А никак — просто ждать, подобно крысе на бочке посреди воды… Если бы мне удалось добиться Тонкина, я за два года кое-как встал бы на ноги, чтобы заново начать борьбу, а иначе… не решаюсь об этом думать».

Гоген терял терпение. Надо было во что бы то ни стало вернуться в Париж, чтоб «до конца бороться за тонкинский план». Шуффенекер снова оплатил его дорожные расходы, и 8 февраля 1890 года художник появился в столице.

IV. И золото его тела

Это правда: я мечтал об Эдеме.

Рембо. Сезон в аду

Шуффенекеру порой нужен был большой запас терпения, чтобы переносить Гогена.

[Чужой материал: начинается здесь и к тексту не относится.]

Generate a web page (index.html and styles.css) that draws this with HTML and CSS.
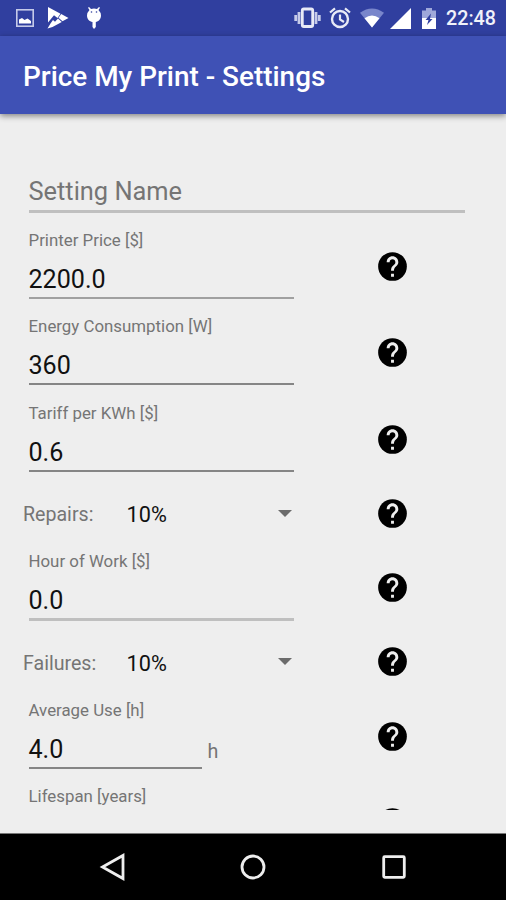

Шуфф переехал в новую квартиру. Он поселился теперь в отдаленной части района Плезанс, возле старых укреплений, в квартале, пока еще мало заселенном, где серые пустыри тянулись среди немногочисленных строящихся зданий. Шуфф занимал маленький кирпичный трехэтажный дом с каменным цокольным этажом на улице Альфреда-Дюран-Клея, 12[113], у самой линии Западной железной дороги. Гогену он отдал кабинет на третьем этаже, рядом с большой комнатой, служившей мастерской.

Гоген вел себя в мастерской как хозяин. Такта ему не хватало. Ни то, что он всем был обязан Шуффу, ни восторженное отношение к нему друга — ничто не могло заставить его щадить Шуффенекера. Замкнутый в своем собственном мире, да и вообще слишком прямой, чтобы разыгрывать комедию вежливости, он не скрывал от Шуффа, как мало ценит его живопись. Когда он не высказывал этого напрямик, было еще хуже — его молчание, подкрепленное долгими ироническими взглядами, было оскорбительнее слов.

Гогену и в голову не приходило, что его хозяина обижает такое поведение. Он принадлежал к числу людей, настолько неспособных отвлечься от самих себя и собственных забот, что они замечают других, только когда те проявляют к ним неприязнь. Щедро одаривая Шуффа единственным, что у него было, то есть своими произведениями — живописью и керамикой, — Гоген был убежден, что ведет себя с ним по-дружески, хотя на самом деле зачастую держался откровенно оскорбительно.